Bekannt wurde die CCS-Technologie vor allem durch die Debatte über einen Einsatz bei Kohlekraftwerken. Den drei untersuchten Kohlekraftwerken mit CO2-Abscheidung und -speicherung bescheinigt die Studie jedoch eine enttäuschende Erfolgsbilanz.

Die angestrebten Abscheidungsquoten werden in der Realität häufig weit unterschritten. Darüber hinaus sind die Kosten für erneuerbare Energien plus Speicher deutlich geringer, sodass diese Anwendung trotz staatlicher Finanzierung nicht wirtschaftlich ist.

CCS vor allem im Erdgas-Sektor

Weltweit werden derzeit etwa 39 Millionen Tonnen CO2 im Jahr aufgefangen. Mehr als zwei Drittel davon werden bei der Aufbereitung und Verarbeitung von Erdgas abgeschieden. Ein weiteres Viertel wird von der Zement-, Düngemittel- oder Stahlindustrie abgefangen sowie sechs Prozent bei der Energieerzeugung.

Von dem abgeschiedenen CO2 werden lediglich 27 Prozent im Boden gespeichert. Der Großteil wird dafür verwendet, noch mehr Erdöl und -gas zu fördern, indem das Kohlendioxid in den Untergrund gepumpt wird. Dort soll es den Druck erhöhen und eine stärkere Förderung ermöglichen.
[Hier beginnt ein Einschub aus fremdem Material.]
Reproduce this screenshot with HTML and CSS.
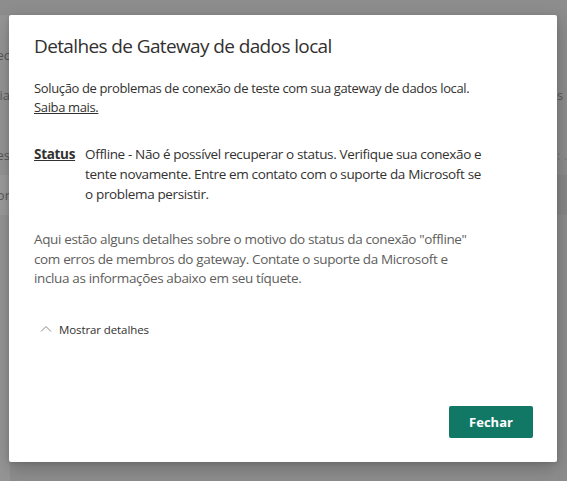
FILE: index.html
```html
<!DOCTYPE html>
<html lang="pt">
<head>
<meta charset="utf-8">
<title>Detalhes de Gateway de dados local</title>
<link rel="stylesheet" href="styles.css">
</head>
<body>
<div class="page">
  <div class="bg-col bg-left">
    <div class="bg-row r1"><span>Conec</span></div>
    <div class="bg-row r2"><span>Licencia</span></div>
    <div class="bg-row r3"><span>Opções</span></div>
    <div class="bg-row r4 band"><span>Servidor</span></div>
  </div>
  <div class="bg-col bg-right">
    <div class="bg-row r1"></div>
    <div class="bg-row r2 start"><span>s L</span></div>
    <div class="bg-row r3 start"><span class="dim">: .</span></div>
    <div class="bg-row r4 band"></div>
  </div>
</div>

<div class="dialog" role="dialog" aria-labelledby="dlg-title">
  <h1 class="title" id="dlg-title">Detalhes de Gateway de dados local</h1>
  <p class="intro">Solução de problemas de conexão de teste com sua gateway de dados local.<br><a class="link" href="#">Saiba mais.</a></p>

  <div class="status">
    <span class="status-label">Status</span>
    <span class="status-value">Offline - Não é possível recuperar o status. Verifique sua conexão e tente novamente. Entre em contato com o suporte da Microsoft se o problema persistir.</span>
  </div>

  <p class="details">Aqui estão alguns detalhes sobre o motivo do status da conexão "offline" com erros de membros do gateway. Contate o suporte da Microsoft e inclua as informações abaixo em seu tíquete.</p>

  <button class="toggle" type="button">
    <svg class="chev" width="12" height="8" viewBox="0 0 12 8" aria-hidden="true"><path d="M1 6.5 L6 1.5 L11 6.5" fill="none" stroke="#8a8886" stroke-width="1"/></svg>
    <span>Mostrar detalhes</span>
  </button>

  <div class="footer">
    <button class="primary" type="button">Fechar</button>
  </div>
</div>
</body>
</html>
```

FILE: styles.css
```css
html, body {
  margin: 0;
  padding: 0;
  height: 100%;
}
body {
  background: #8d8d8d;
  font-family: "Open Sans", "Noto Sans", sans-serif;
  overflow: hidden;
  position: relative;
}
.page {
  display: flex;
  justify-content: space-between;
  height: 100%;
  padding-top: 15px;
  box-sizing: border-box;
}
.bg-col {
  width: 10px;
  display: flex;
  flex-direction: column;
  background: #959595;
}
.bg-right {
  background: #8c8c8c;
}
.bg-row {
  display: flex;
  justify-content: flex-end;
  align-items: center;
  overflow: hidden;
  white-space: nowrap;
  font-size: 13px;
  color: #5a5a5a;
  height: 40px;
  flex: none;
}
.bg-row.start { justify-content: flex-start; }
.r1 { margin-top: 20px; }
.r3 { margin-top: 20px; }
.bg-left .band { background: #9c9c9c; }
.bg-right .band { background: #868686; }
.dim { color: #7a7a7a; }

.dialog {
  position: absolute;
  left: 9px;
  top: 15px;
  width: 548px;
  height: 447px;
  box-sizing: border-box;
  background: #ffffff;
  border-radius: 2px;
  box-shadow: 0 6px 18px rgba(0,0,0,0.22), 0 1px 4px rgba(0,0,0,0.12);
  padding: 17px 24px 24px 25px;
  display: flex;
  flex-direction: column;
  color: #323130;
}
.title {
  margin: 0;
  font-size: 19px;
  font-weight: 500;
  letter-spacing: -0.62px;
  line-height: 28px;
  color: #323130;
}
.intro {
  margin: 19px 0 0;
  font-size: 13px;
  letter-spacing: -0.36px;
  line-height: 19px;
}
.link {
  color: #323130;
  text-decoration: underline;
}
.status {
  display: flex;
  gap: 10px;
  margin-top: 27px;
  font-size: 13.5px;
  line-height: 20px;
}
.status-label {
  font-weight: 700;
  text-decoration: underline;
  letter-spacing: -0.3px;
  flex: none;
}
.status-value {
  max-width: 402px;
  letter-spacing: -0.36px;
}
.details {
  margin: 26px 0 0;
  font-size: 13.5px;
  letter-spacing: -0.36px;
  line-height: 19.5px;
  color: #605e5c;
  max-width: 450px;
}
.toggle {
  margin-top: 33px;
  align-self: flex-start;
  background: none;
  border: 0;
  padding: 0 0 0 6px;
  display: flex;
  align-items: center;
  gap: 7px;
  font-family: inherit;
  font-size: 11.5px;
  letter-spacing: -0.1px;
  color: #323130;
  cursor: pointer;
}
.footer {
  margin-top: auto;
  display: flex;
  justify-content: flex-end;
}
.primary {
  width: 84px;
  height: 32px;
  border: 0;
  border-radius: 2px;
  background: #117865;
  color: #ffffff;
  font-family: inherit;
  font-size: 13px;
  font-weight: 700;
  cursor: pointer;
}
```
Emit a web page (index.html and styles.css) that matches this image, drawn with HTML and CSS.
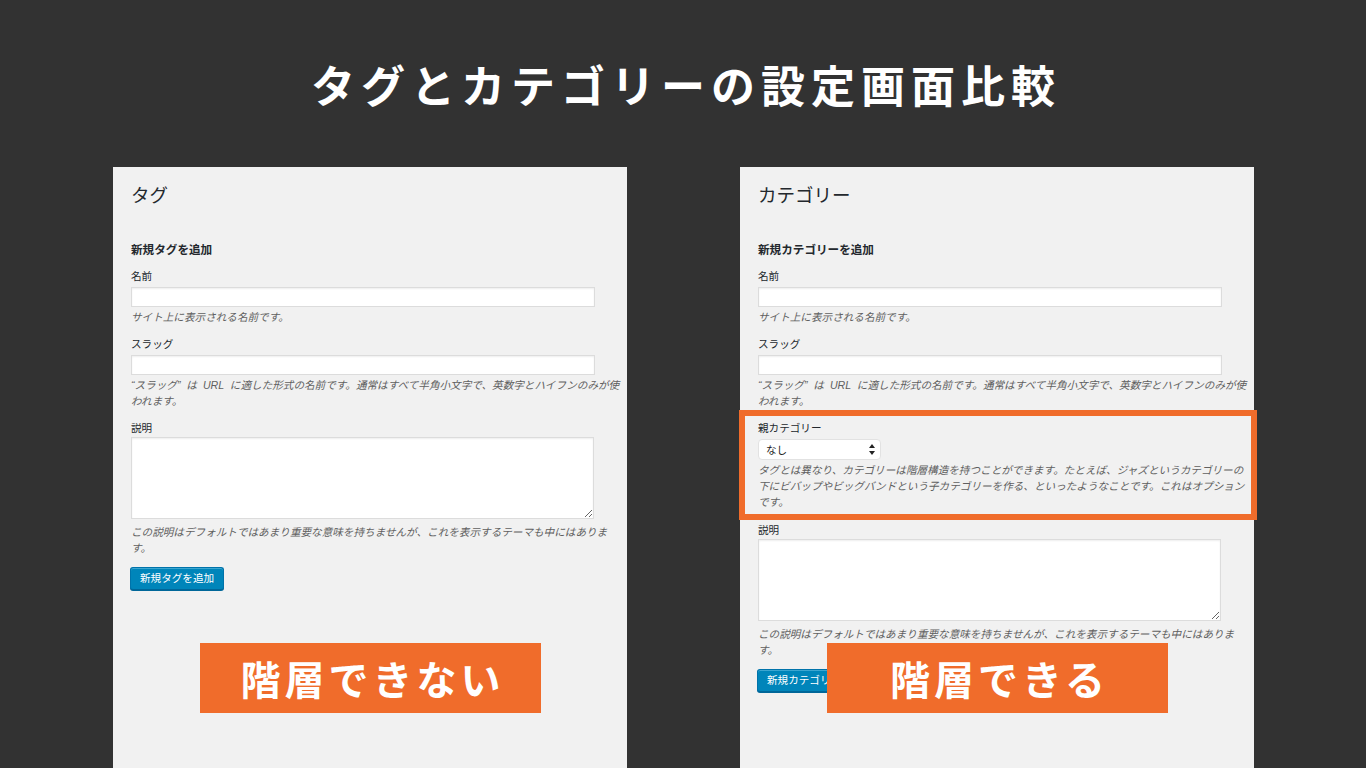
FILE: index.html
```html
<!DOCTYPE html>
<html lang="ja">
<head>
<meta charset="utf-8">
<title>タグとカテゴリーの設定画面比較</title>
<link rel="stylesheet" href="styles.css">
</head>
<body>
<header class="header">
  <h1 class="title">タグとカテゴリーの設定画面比較</h1>
</header>
<main class="compare">
  <section class="panel">
    <h2 class="panel-title">タグ</h2>
    <h3 class="form-title">新規タグを追加</h3>
    <div class="field">
      <label class="label">名前</label>
      <input class="input" type="text">
      <p class="hint">サイト上に表示される名前です。</p>
    </div>
    <div class="field">
      <label class="label">スラッグ</label>
      <input class="input" type="text">
      <p class="hint">“スラッグ” は URL に適した形式の名前です。通常はすべて半角小文字で、英数字とハイフンのみが使われます。</p>
    </div>
    <div class="field">
      <label class="label">説明</label>
      <textarea class="textarea"></textarea>
      <p class="hint hint-area">この説明はデフォルトではあまり重要な意味を持ちませんが、これを表示するテーマも中にはあります。</p>
    </div>
    <button class="button" type="button">新規タグを追加</button>
    <div class="badge">階層できない</div>
  </section>

  <section class="panel">
    <h2 class="panel-title">カテゴリー</h2>
    <h3 class="form-title">新規カテゴリーを追加</h3>
    <div class="field">
      <label class="label">名前</label>
      <input class="input" type="text">
      <p class="hint">サイト上に表示される名前です。</p>
    </div>
    <div class="field field-tight">
      <label class="label">スラッグ</label>
      <input class="input" type="text">
      <p class="hint">“スラッグ” は URL に適した形式の名前です。通常はすべて半角小文字で、英数字とハイフンのみが使われます。</p>
    </div>
    <div class="highlight">
      <label class="label">親カテゴリー</label>
      <div class="select">
        <span>なし</span>
        <svg class="select-arrows" width="6" height="11" viewBox="0 0 6 11"><path d="M3 0 L6 4 L0 4 Z M3 11 L6 7 L0 7 Z" fill="#222"/></svg>
      </div>
      <p class="hint">タグとは異なり、カテゴリーは階層構造を持つことができます。たとえば、ジャズというカテゴリーの下にビバップやビッグバンドという子カテゴリーを作る、といったようなことです。これはオプションです。</p>
    </div>
    <div class="field field-after">
      <label class="label">説明</label>
      <textarea class="textarea"></textarea>
      <p class="hint hint-area">この説明はデフォルトではあまり重要な意味を持ちませんが、これを表示するテーマも中にはあります。</p>
    </div>
    <button class="button" type="button">新規カテゴリーを追加</button>
    <div class="badge">階層できる</div>
  </section>
</main>
</body>
</html>
```

FILE: styles.css
```css
* { box-sizing: border-box; }

html, body {
  margin: 0;
  padding: 0;
}

body {
  width: 1366px;
  height: 768px;
  overflow: hidden;
  background: #323232;
  font-family: "Liberation Sans", "Noto Sans CJK JP", sans-serif;
  color: #23282d;
}

.header {
  height: 167px;
  display: flex;
  align-items: center;
  justify-content: center;
}

.title {
  margin: 0;
  padding-left: 6px;
  font-family: "Noto Sans CJK JP", sans-serif;
  font-weight: 700;
  font-size: 44px;
  line-height: 60px;
  letter-spacing: 6px;
  color: #ffffff;
}

.compare {
  display: flex;
  gap: 113px;
  padding-left: 113px;
}

.panel {
  position: relative;
  width: 514px;
  height: 601px;
  background: #f1f1f1;
  padding: 15px 6px 0 18px;
}

.panel-title {
  margin: 0;
  font-family: "Noto Sans CJK JP", sans-serif;
  font-weight: 400;
  font-size: 18.5px;
  line-height: 24px;
  color: #23282d;
}

.form-title {
  margin: 35px 0 11px;
  font-family: "Noto Sans CJK JP", sans-serif;
  font-weight: 700;
  font-size: 11.6px;
  line-height: 16px;
  color: #23282d;
}

.field {
  width: 490px;
  margin-bottom: 11px;
}

.field-tight { margin-bottom: 1px; }
.field-after { margin-top: 2px; }

.label {
  display: block;
  font-size: 10.6px;
  line-height: 16px;
  color: #23282d;
}

.input {
  display: block;
  width: 464px;
  height: 20px;
  margin: 3px 0 0;
  padding: 0 4px;
  border: 1px solid #dcdcdc;
  background: #ffffff;
  box-shadow: inset 0 1px 2px rgba(0,0,0,0.07);
  outline: none;
}

.textarea {
  display: block;
  width: 463px;
  height: 82px;
  margin: 1px 0 0;
  padding: 2px 4px;
  border: 1px solid #dcdcdc;
  background: #ffffff;
  box-shadow: inset 0 1px 2px rgba(0,0,0,0.07);
  font-family: inherit;
  outline: none;
}

.hint {
  margin: 2px 0 0;
  font-size: 10.6px;
  line-height: 16px;
  font-style: italic;
  word-spacing: 3px;
  color: #606060;
}

.hint-area { margin-top: 5px; }

.button {
  display: block;
  height: 23px;
  margin: 0 0 0 -1px;
  padding: 0 9px 1px;
  border: 1px solid #0073aa;
  border-bottom-color: #006799;
  border-radius: 3px;
  background: #0085ba;
  box-shadow: inset 0 1px 0 rgba(120,200,230,0.5), 0 1px 0 #006799;
  font-family: "Liberation Sans", "Noto Sans CJK JP", sans-serif;
  font-size: 10.6px;
  line-height: 20px;
  color: #ffffff;
  white-space: nowrap;
}

.highlight {
  width: 518px;
  margin: 0 0 0 -19px;
  padding: 4px 3px 4px 13px;
  border: 6px solid #f06c2b;
}

.select {
  display: flex;
  align-items: center;
  justify-content: space-between;
  width: 123px;
  height: 21px;
  margin-top: 3px;
  padding: 0 5px 0 7px;
  background: #ffffff;
  border: 1px solid #e2e2e2;
  border-radius: 4px;
  font-size: 10.6px;
  color: #222222;
}

.select-arrows { display: block; }

.highlight .hint { width: 490px; }

.badge {
  position: absolute;
  left: 87px;
  top: 476px;
  width: 341px;
  height: 70px;
  display: flex;
  align-items: center;
  justify-content: center;
  padding-left: 4px;
  background: #f06c2b;
  font-family: "Noto Sans CJK JP", sans-serif;
  font-weight: 700;
  font-size: 40px;
  letter-spacing: 4px;
  color: #ffffff;
}
```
Dadurch wird noch mehr CO2 freigesetzt.

In Industriezweigen, in denen die Emissionen nur schwer zu reduzieren sind, wie in der Zement-, Düngemittel- und Stahlindustrie, könnte CCS jedoch als Zwischenlösung in Betracht kommen.

Allerdings sehen die Studienautor:innen ein großes Risiko, dass sich Regierungen sich zu sehr auf die unausgereifte Technologie verlassen oder CCS als Argument für die Verlängerung der fossilen Energieerzeugung anführen.

Bundeskanzler Olaf Scholz (SPD) kann der Technologie einiges abgewinnen. Bei einem Besuch in Norwegen Mitte August bezeichnete Scholz CCS als "faszinierend". In den letzten Jahren habe es hier "große, beeindruckende technologische Entwicklungen" gegeben, meinte Scholz.

Auch der Weltklimarat IPCC spricht sich in seinem jüngsten Sachstandsbericht für den Einsatz von CCS aus. Das Abscheiden und Speichern von Kohlendioxid spielt in den CO2-Minderungsszenarien eine wichtige Rolle. Dieses Jahrhundert müssten zwischen 30 und 780 Milliarden Tonnen CO2 mittels der Technik eingefangen werden, schätzt der IPCC.

Studienautor Robertson warnt vor einer fatalen Fehlentwicklung. "Viele internationale Organisationen und nationale Regierungen setzen im Bereich der fossilen Brennstoffe auf CO2-Abscheidung, um klimaneutral zu werden. Beim jetzigen Stand der Sache wird das einfach nicht funktionieren."